Terminons en rappelant qu’en matière d’architecture, la question du plaisir d’édifier, ne devrait pas se situer entre gesticulation et invisibilité, mais plus sérieusement entre pensées et actions, entre ce qui est important pour soi et ce qui est important par nature. En outre ceci n’est pas une découverte et a déjà suscité quelques contributions….
En dégageant la poussière, Alberti dans l’Art d’édifier (1485) recommande aux architectes de se méfier de leur libido aedificandi, Vitruve quelques siècles avant suggère, non sans humour, qu’une bonne pratique de la philosophie "en élevant l’âme de l’architecte lui ôte toute arrogance". Plus près de nous Viollet-le-Duc, A. Perret parlent d’architectures belles et banales, plus près encore, R. Koolhaas lui-même rappelle "la balance complexe entre céder et s’imposer" !
Le travail de N. Franck et Y. Ballot (comme d’autres), s’inscrit dans cette histoire-là, nous proposant le trouble délicat de son objet comme matière à penser pour l’architecture et les territoires. Ce qui autorise (et implique) créativité, engagement, plaisir (surtout pas la mièvrerie) et nécessite énergie et ambition, pour reprendre les mots de Giancarlo de Carlo (4).

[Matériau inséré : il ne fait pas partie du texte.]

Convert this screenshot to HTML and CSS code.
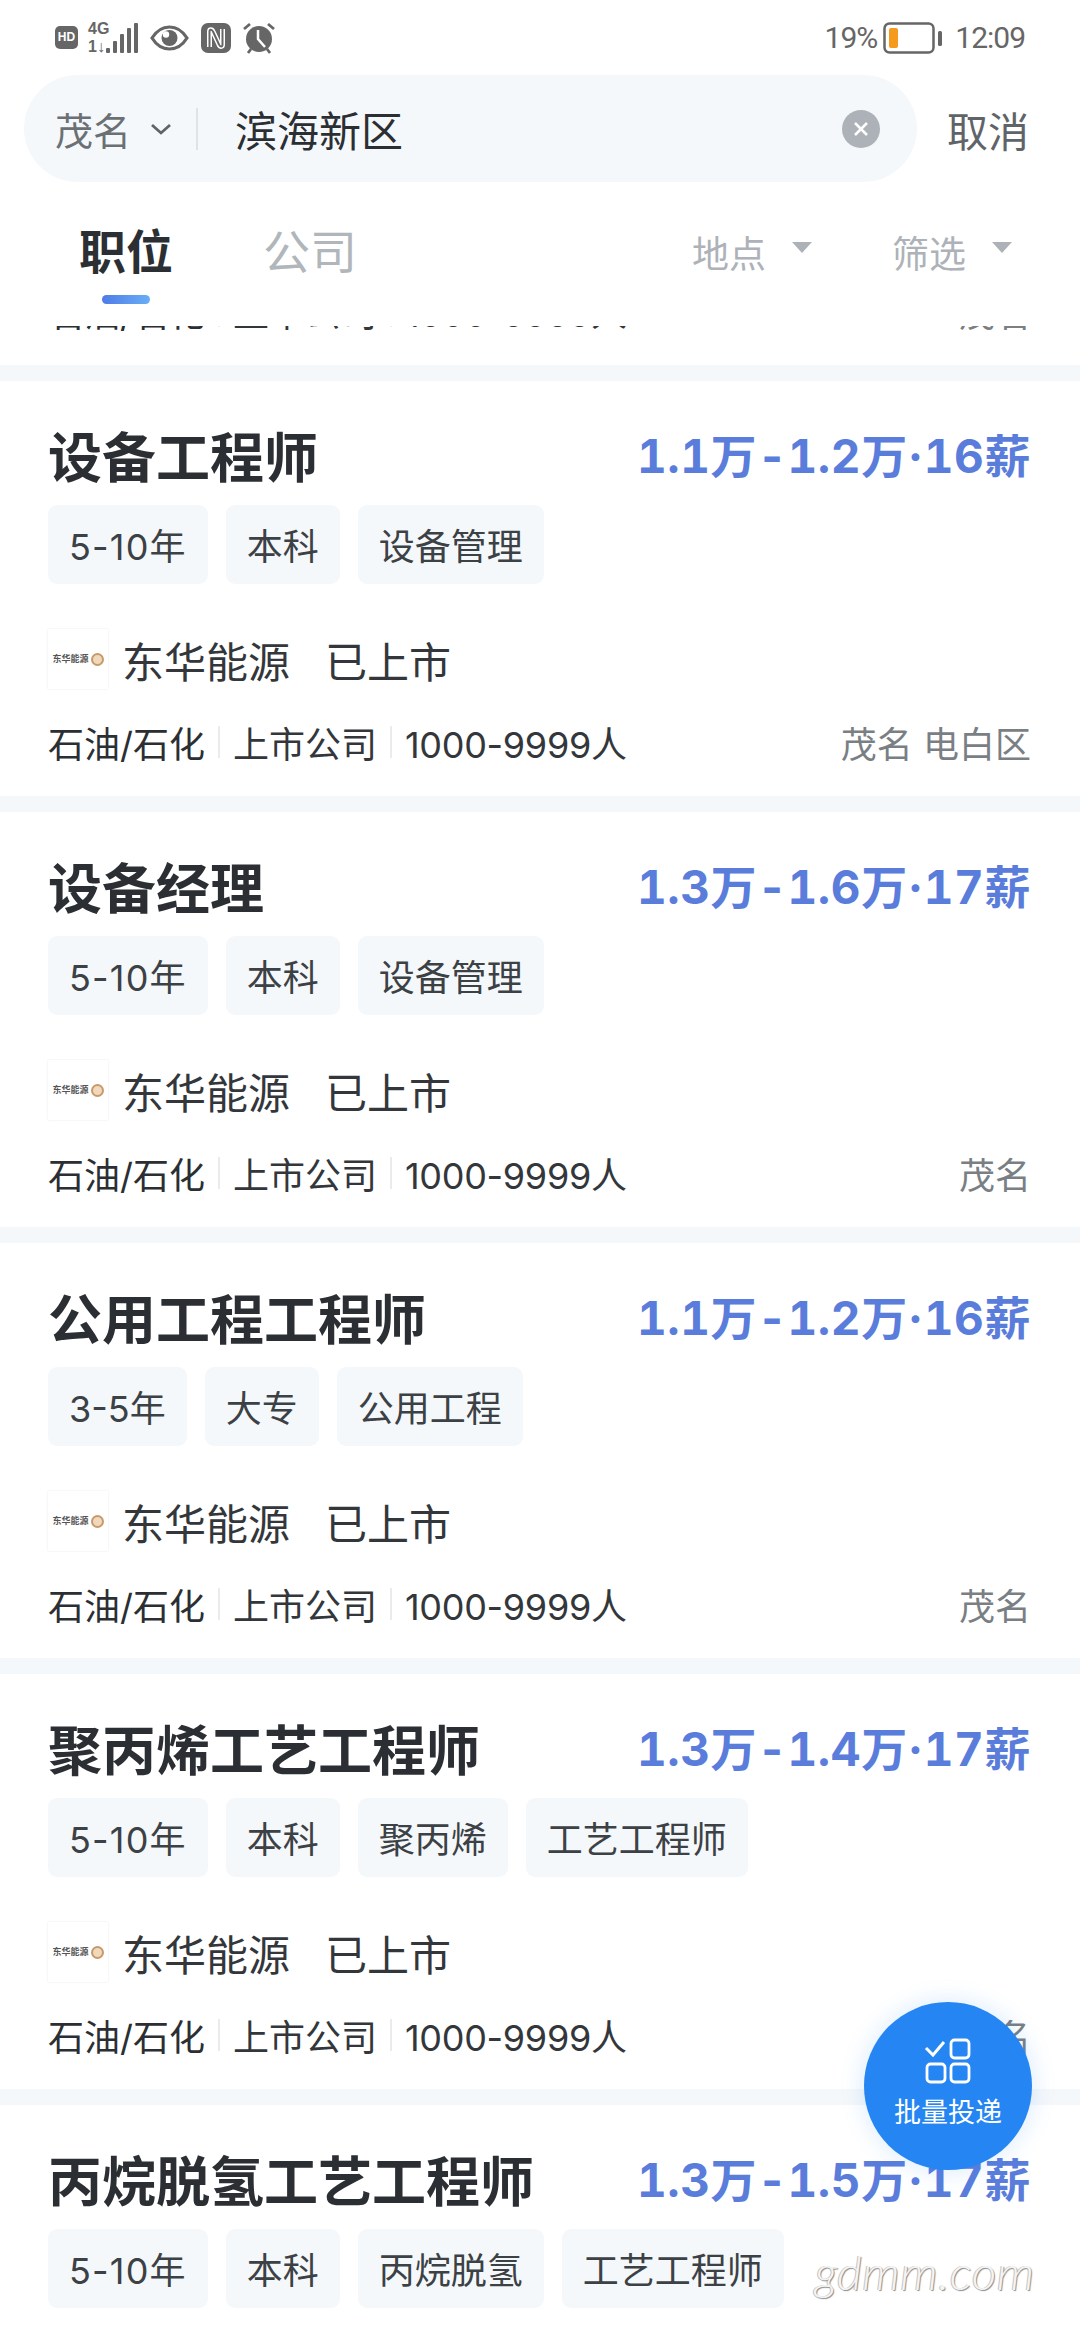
FILE: index.html
```html
<!DOCTYPE html>
<html lang="zh">
<head>
<meta charset="utf-8">
<title>职位搜索</title>
<link rel="stylesheet" href="styles.css">
</head>
<body>
<div class="page">
  <header class="head">
    <div class="status">
      <div class="status-left">
        <span class="hd">HD</span>
        <span class="net"><span class="net-t">4G</span><span class="net-b">1↓</span></span>
        <svg class="sig" width="33" height="30" viewBox="0 0 33 30"><rect x="0" y="25" width="4" height="5" rx="1" fill="#666"/><rect x="7" y="18" width="4" height="12" rx="1" fill="#666"/><rect x="14" y="11" width="4" height="19" rx="1" fill="#666"/><rect x="21" y="5" width="4" height="25" rx="1" fill="#666"/><rect x="28" y="0" width="4" height="30" rx="1" fill="#666"/></svg>
        <svg class="ic-eye" width="39" height="26" viewBox="0 0 39 26"><path d="M2 13C7 5 13 2 19.500 2S32 5 37 13C32 21 26 24 19.500 24S7 21 2 13Z" fill="none" stroke="#666" stroke-width="3.200"/><circle cx="19.500" cy="13" r="8" fill="#666"/><circle cx="16" cy="9.500" r="3.200" fill="#fff"/></svg>
        <svg class="ic-nfc" width="30" height="30" viewBox="0 0 30 30"><rect width="30" height="30" rx="7" fill="#666"/><path d="M8.500 24V8.500C8.500 6 11 6 12 8.500L18 21.500C19 24 21.500 24 21.500 21.500V6" fill="none" stroke="#fff" stroke-width="5"/><path d="M8.500 24V8.500C8.500 6 11 6 12 8.500L18 21.500C19 24 21.500 24 21.500 21.500V6" fill="none" stroke="#666" stroke-width="2"/></svg>
        <svg class="ic-alarm" width="34" height="32" viewBox="0 0 34 32"><circle cx="17" cy="17" r="13" fill="#666"/><path d="M16 8V17L23 25" fill="none" stroke="#fff" stroke-width="2.500"/><path d="M2 7L8 2M32 7L26 2M6 31L9 27M28 31L25 27" stroke="#666" stroke-width="2.800"/></svg>
      </div>
      <div class="status-right">
        <span class="pct">19%</span>
        <svg width="60" height="32" viewBox="0 0 60 32"><rect x="1.500" y="1.500" width="49" height="29" rx="5" fill="none" stroke="#666" stroke-width="2.500"/><rect x="6" y="6" width="9" height="20" rx="2" fill="#f59a1c"/><rect x="55" y="9" width="4" height="15" rx="1.500" fill="#666"/></svg>
        <span class="clock">12:09</span>
      </div>
    </div>
    <div class="search-row">
      <div class="search">
        <span class="city">茂名</span>
        <svg class="chev" width="22" height="12" viewBox="0 0 22 12"><path d="M2 2L11 10L20 2" fill="none" stroke="#5f6468" stroke-width="2.800"/></svg>
        <span class="sep"></span>
        <span class="query">滨海新区</span>
        <svg class="clear" width="38" height="38" viewBox="0 0 38 38"><circle cx="19" cy="19" r="19" fill="#adb2b8"/><path d="M13 13L25 25M25 13L13 25" stroke="#fff" stroke-width="2.500"/></svg>
      </div>
      <span class="cancel">取消</span>
    </div>
    <div class="tabs">
      <div class="tab tab-on"><span>职位</span><i class="tab-line"></i></div>
      <div class="tab"><span>公司</span></div>
      <div class="filters">
        <span class="filter">地点</span><i class="caret"></i>
        <span class="filter filter-b">筛选</span><i class="caret"></i>
      </div>
    </div>
  </header>

  <main class="list">
    <article class="card card-cut">
      <div class="top"><h2 class="title">设备工程师</h2><span class="pay">1.1万-1.2万·16薪</span></div>
      <div class="tags"><span class="tag tag-wide">5-10年</span><span class="tag">本科</span><span class="tag">设备管理</span></div>
      <div class="co"><span class="logo"><b>东华能源</b><i></i></span><span class="co-name">东华能源</span><span class="co-stage">已上市</span></div>
      <div class="meta"><span class="m1">石油/石化</span><i class="bar"></i><span>上市公司</span><i class="bar"></i><span class="size">1000-9999人</span><span class="loc">茂名</span></div>
    </article>

    <article class="card">
      <div class="top"><h2 class="title">设备工程师</h2><span class="pay">1.1万-1.2万·16薪</span></div>
      <div class="tags"><span class="tag tag-wide">5-10年</span><span class="tag">本科</span><span class="tag">设备管理</span></div>
      <div class="co"><span class="logo"><b>东华能源</b><i></i></span><span class="co-name">东华能源</span><span class="co-stage">已上市</span></div>
      <div class="meta"><span class="m1">石油/石化</span><i class="bar"></i><span>上市公司</span><i class="bar"></i><span class="size">1000-9999人</span><span class="loc">茂名 电白区</span></div>
    </article>

    <article class="card">
      <div class="top"><h2 class="title">设备经理</h2><span class="pay">1.3万-1.6万·17薪</span></div>
      <div class="tags"><span class="tag tag-wide">5-10年</span><span class="tag">本科</span><span class="tag">设备管理</span></div>
      <div class="co"><span class="logo"><b>东华能源</b><i></i></span><span class="co-name">东华能源</span><span class="co-stage">已上市</span></div>
      <div class="meta"><span class="m1">石油/石化</span><i class="bar"></i><span>上市公司</span><i class="bar"></i><span class="size">1000-9999人</span><span class="loc">茂名</span></div>
    </article>

    <article class="card">
      <div class="top"><h2 class="title">公用工程工程师</h2><span class="pay">1.1万-1.2万·16薪</span></div>
      <div class="tags"><span class="tag">3-5年</span><span class="tag">大专</span><span class="tag">公用工程</span></div>
      <div class="co"><span class="logo"><b>东华能源</b><i></i></span><span class="co-name">东华能源</span><span class="co-stage">已上市</span></div>
      <div class="meta"><span class="m1">石油/石化</span><i class="bar"></i><span>上市公司</span><i class="bar"></i><span class="size">1000-9999人</span><span class="loc">茂名</span></div>
    </article>

    <article class="card">
      <div class="top"><h2 class="title">聚丙烯工艺工程师</h2><span class="pay">1.3万-1.4万·17薪</span></div>
      <div class="tags"><span class="tag tag-wide">5-10年</span><span class="tag">本科</span><span class="tag">聚丙烯</span><span class="tag">工艺工程师</span></div>
      <div class="co"><span class="logo"><b>东华能源</b><i></i></span><span class="co-name">东华能源</span><span class="co-stage">已上市</span></div>
      <div class="meta"><span class="m1">石油/石化</span><i class="bar"></i><span>上市公司</span><i class="bar"></i><span class="size">1000-9999人</span><span class="loc">茂名</span></div>
    </article>

    <article class="card">
      <div class="top"><h2 class="title">丙烷脱氢工艺工程师</h2><span class="pay">1.3万-1.5万·17薪</span></div>
      <div class="tags"><span class="tag tag-wide">5-10年</span><span class="tag">本科</span><span class="tag">丙烷脱氢</span><span class="tag">工艺工程师</span></div>
    </article>
  </main>

  <div class="fab">
    <svg width="48" height="46" viewBox="0 0 48 46"><path d="M2 10L9 17L20 4" fill="none" stroke="#fff" stroke-width="3"/><rect x="27" y="2" width="18" height="18" rx="3.500" fill="none" stroke="#fff" stroke-width="2.800"/><rect x="3" y="26" width="18" height="18" rx="3.500" fill="none" stroke="#fff" stroke-width="2.800"/><rect x="27" y="26" width="18" height="18" rx="3.500" fill="none" stroke="#fff" stroke-width="2.800"/></svg>
    <span class="fab-t">批量投递</span>
  </div>
  <div class="mark">gdmm.com</div>
</div>
</body>
</html>
```

FILE: styles.css
```css
* { box-sizing: border-box; margin: 0; padding: 0; }
html, body { background: #fff; }
body { width: 1080px; height: 2340px; overflow: hidden; font-family: Inter, "Noto Sans CJK SC", sans-serif; color: #2b2f33; }
i { font-style: normal; display: block; }
.page { position: relative; width: 1080px; height: 2340px; overflow: hidden; display: flex; flex-direction: column; }
.head { flex: none; height: 326px; display: flex; flex-direction: column; background: #fff; position: relative; z-index: 1; }

.status { height: 75px; display: flex; justify-content: space-between; align-items: center; padding: 0 55px 0 55px; }
.status-left { display: flex; align-items: center; }
.hd { width: 23px; height: 23px; border-radius: 5px; background: #666; color: #fff; font: 700 12px/23px "Liberation Sans", sans-serif; text-align: center; }
.net { width: 18px; margin-left: 10px; display: flex; flex-direction: column; gap: 5px; color: #666; font: 700 16px/13px "Liberation Sans Narrow", "Liberation Sans", sans-serif; }
.net-t, .net-b { display: block; white-space: nowrap; }
.ic-eye { margin-left: 11px; }
.ic-nfc { margin-left: 12px; }
.ic-alarm { margin-left: 11px; }
.status-right { display: flex; align-items: center; color: #666; font-family: Roboto, sans-serif; font-size: 30px; letter-spacing: -1px; }
.status-right svg { margin: 0 12px 0 6px; }

.search-row { height: 107px; display: flex; align-items: center; padding: 0 51px 0 24px; justify-content: space-between; }
.search { width: 893px; height: 107px; border-radius: 54px; background: #f5f8fa; display: flex; align-items: center; padding: 0 37px 0 31px; }
.city { font-size: 38px; color: #6b7075; }
.chev { margin-left: 19px; }
.sep { width: 2px; height: 42px; background: #dfe3e6; margin-left: 24px; }
.query { font-size: 42px; color: #2b2f33; margin-left: 37px; flex: 1; }
.cancel { font-size: 41px; color: #5f6468; }

.tabs { flex: 1; display: flex; align-items: flex-start; padding: 36px 68px 0 79px; }
.tab { width: 94px; margin-right: 90px; display: flex; flex-direction: column; align-items: center; font-size: 47px; line-height: 68px; color: #b1b6bb; white-space: nowrap; }
.tab-on { color: #2b2f33; font-weight: 700; }
.tab-line { width: 48px; height: 9px; margin-top: 9px; border-radius: 5px; background: linear-gradient(90deg, #4f7be8, #69aef5); }
.filters { margin-left: auto; display: flex; align-items: center; height: 68px; }
.filter { font-size: 37px; color: #adb2b9; }
.filter-b { margin-left: 80px; }
.caret { width: 0; height: 0; margin: -10px 0 0 26px; border-left: 10px solid transparent; border-right: 10px solid transparent; border-top: 11px solid #adb2b9; }

.list { flex: 1; min-height: 0; overflow: hidden; display: flex; flex-direction: column; background: #f5f8fa; }
.card { flex: none; height: 415px; margin-bottom: 16px; background: #fff; padding: 46px 49px 0 48px; }
.card-cut { margin-top: -376px; }
.top { height: 64px; display: flex; justify-content: space-between; align-items: flex-start; }
.title { font-size: 54px; line-height: 64px; font-weight: 700; color: #2b2f33; }
.pay { font-size: 46px; line-height: 58px; font-weight: 700; font-variant-numeric: tabular-nums; letter-spacing: .6px; color: #5a7ddc; white-space: nowrap; }
.tags { display: flex; gap: 18px; margin-top: 14px; }
.tag { height: 79px; border-radius: 9px; background: #f5f8fa; padding: 0 21px; font-size: 36px; line-height: 85px; color: #3c4145; white-space: nowrap; }
.tag-wide { letter-spacing: 1.200px; }
.co { display: flex; align-items: center; height: 60px; margin-top: 45px; font-size: 42px; color: #33373b; }
.logo { width: 60px; height: 60px; display: flex; align-items: center; justify-content: center; gap: 2px; background: #fff; box-shadow: 0 0 2px #e8e8e8; }
.logo b { font-size: 9px; line-height: 12px; font-weight: 700; color: #555; white-space: nowrap; }
.logo i { width: 13px; height: 13px; border-radius: 50%; background: #f0d8bd; border: 2px solid #c99a68; }
.co-name { margin-left: 14px; }
.co-stage { margin-left: 35px; }
.meta { display: flex; align-items: center; height: 42px; margin-top: 32px; font-size: 36px; color: #33373b; white-space: nowrap; }
.m1 { color: #2b2f33; }
.size { letter-spacing: -.3px; }
.bar { width: 2px; height: 32px; background: #e9ebed; margin: 0 13px; }
.loc { margin-left: auto; color: #7a7f84; }

.fab { position: absolute; left: 864px; top: 2002px; width: 168px; height: 168px; border-radius: 50%; background: #2485f3; box-shadow: 0 0 24px rgba(36,133,243,.18); color: #fff; display: flex; flex-direction: column; align-items: center; padding-top: 36px; z-index: 2; }
.fab-t { font-size: 27px; line-height: 38px; margin-top: 10px; white-space: nowrap; }
.mark { position: absolute; left: 815px; top: 2240px; font: italic 300 48px/64px Lato, sans-serif; letter-spacing: .5px; color: #f4f4f4; text-shadow: 1px 1px 1px #8a8a8a, -1px 0 0 #c4c4c4; z-index: 2; }
```
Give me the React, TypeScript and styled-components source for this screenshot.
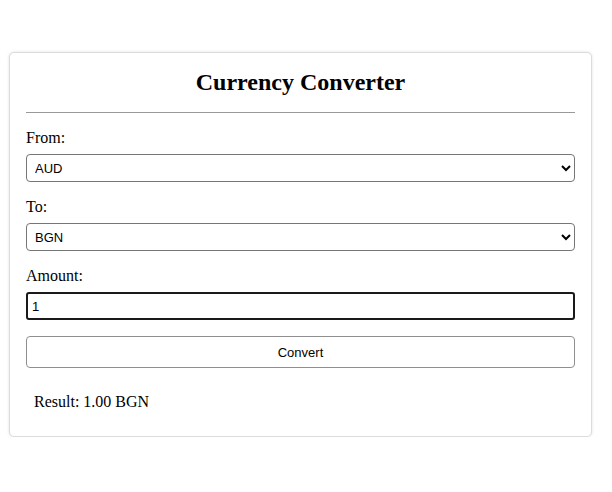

Il semble que ce soit cette exigence responsable et difficile, en forme de distinction radicale et d’appel à penser que le jury de l’Équerre d’argent 2007 ait voulu encourager, lézardant le bloc mental des positions convenues.
C’est plutôt bien fait et bienvenu, à condition que les architectes eux-mêmes aient envie d’élever le débat.
Guy Desgrandchamps, architecte et enseignant
(1) Le Moniteur, N° 5422, du 26 octobre 2007 et Le Monde du 8 novembre 2007, article de F. Edelmann.
(2) Le Monde du 15 novembre2007, article de F. Edelmann
(3) Techniques et architecture, N°457, décembre 2001-janvier 2002, pp. 56-58
(4) En juin 1996, lors d’une rencontre organisée au couvent de La Tourette avec quelques amis (René Borruey, Giancarlo de Carlo, Benoît Peckle, Bruno Queysanne), nous nous étions confrontés au questionnement fructueux, souvent incompris, qui associe les mots architecture et modestie.